■ Goal ■
Tally up the lines where the string "styles" appears; reply with the number only.

■ Information provided ■
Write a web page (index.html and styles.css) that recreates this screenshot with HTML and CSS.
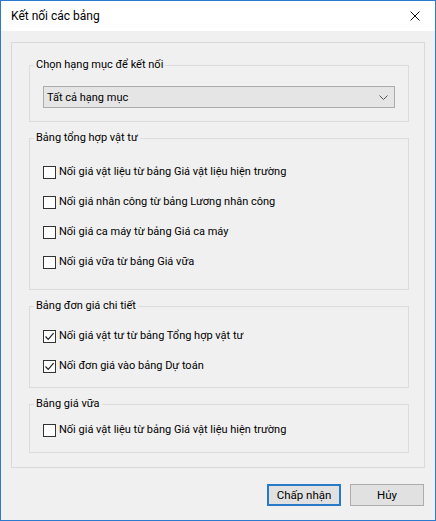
FILE: index.html
```html
<!DOCTYPE html>
<html>
<head lang="vi">
<meta charset="UTF-8">
<title>Kết nối các bảng</title>
<link rel="stylesheet" href="styles.css">
</head>
<body>
<div class="window">
    <div class="titlebar">
        <span class="title">Kết nối các bảng</span>
        <svg class="close" width="10" height="10" viewBox="0 0 10 10"><path d="M0.5 0.5L9.5 9.5M9.5 0.5L0.5 9.5" stroke="#111" stroke-width="1" fill="none"/></svg>
    </div>
    <div class="content">
        <div class="panel">
            <fieldset class="grp g1">
                <legend>Chọn hạng mục để kết nối</legend>
                <div class="combo">
                    <span>Tất cả hạng mục</span>
                    <svg width="9" height="5" viewBox="0 0 9 5"><path d="M0.5 0.5L4.5 4.5L8.5 0.5" stroke="#555" stroke-width="1" fill="none"/></svg>
                </div>
            </fieldset>
            <fieldset class="grp g2">
                <legend>Bảng tổng hợp vật tư</legend>
                <label class="row"><span class="box"></span>Nối giá vật liệu từ bảng Giá vật liệu hiện trường</label>
                <label class="row"><span class="box"></span>Nối giá nhân công từ bảng Lương nhân công</label>
                <label class="row"><span class="box"></span>Nối giá ca máy từ bảng Giá ca máy</label>
                <label class="row"><span class="box"></span>Nối giá vữa từ bảng Giá vữa</label>
            </fieldset>
            <fieldset class="grp g3">
                <legend>Bảng đơn giá chi tiết</legend>
                <label class="row"><span class="box"><svg width="11" height="11" viewBox="0 0 11 11"><path d="M1.5 5.5L4.2 8.3L9.6 2.2" stroke="#222" stroke-width="1.2" fill="none"/></svg></span>Nối giá vật tư từ bảng Tổng hợp vật tư</label>
                <label class="row"><span class="box"><svg width="11" height="11" viewBox="0 0 11 11"><path d="M1.5 5.5L4.2 8.3L9.6 2.2" stroke="#222" stroke-width="1.2" fill="none"/></svg></span>Nối đơn giá vào bảng Dự toán</label>
            </fieldset>
            <fieldset class="grp g4">
                <legend>Bảng giá vữa</legend>
                <label class="row"><span class="box"></span>Nối giá vật liệu từ bảng Giá vật liệu hiện trường</label>
            </fieldset>
        </div>
        <div class="buttons">
            <button class="btn default">Chấp nhận</button>
            <button class="btn">Hủy</button>
        </div>
    </div>
</div>
</body>
</html>
```

FILE: styles.css
```css
*{margin:0;padding:0;box-sizing:border-box;}
body{
	background:#fff;
	font-family:Roboto,"Noto Sans","Liberation Sans",sans-serif;
	font-size:11px;
	color:#000;
}
.window{
	width:436px;
	height:521px;
	border:1px solid #2b7ad0;
	background:#f0f0f0;
	display:flex;
	flex-direction:column;
}
.titlebar{
	height:30px;
	background:#fff;
	display:flex;
	align-items:center;
	justify-content:space-between;
	padding:0 10px 1px 10px;
}
.title{line-height:16px;font-size:12px;}
.close{margin-right:5px;}
.content{padding:11px 10px 0 10px;}
.panel{
	border:1px solid #d9d9d9;
	padding:14px 15px 14px 17px;
	display:flex;
	flex-direction:column;
	gap:8px;
}
.grp{
	border:1px solid #dcdcdc;
	padding:0 0 0 13px;
	min-width:0;
}
.grp legend{
	margin-left:-9px;
	padding:0 2px;
	line-height:16px;
}
.g1{padding-top:13px;padding-bottom:13px;padding-right:13px;}
.g2{padding-top:18px;padding-bottom:19px;}
.g3{padding-top:14px;padding-bottom:13px;}
.g4{padding-top:10px;padding-bottom:14px;}
.row{
	display:flex;
	align-items:center;
	height:16px;
	line-height:16px;
	margin-bottom:14px;
}
.row:last-child{margin-bottom:0;}
.box{
	width:13px;
	height:13px;
	border:1px solid #333;
	background:#fff;
	margin-right:3px;
	display:flex;
	align-items:center;
	justify-content:center;
}
.box svg{display:block;}
.combo{
	height:22px;
	border:1px solid #acacac;
	background:#e5e5e5;
	display:flex;
	align-items:center;
	justify-content:space-between;
	padding:0 6px 0 3px;
}
.buttons{
	display:flex;
	justify-content:flex-end;
	gap:9px;
	margin-top:16px;
	padding-right:1px;
}
.btn{
	width:74px;
	height:22px;
	border:1px solid #adadad;
	background:#e1e1e1;
	font-family:inherit;
	font-size:11.5px;
	color:#000;
}
.btn.default{border:2px solid #2a78c8;}
```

■ The answer ■
3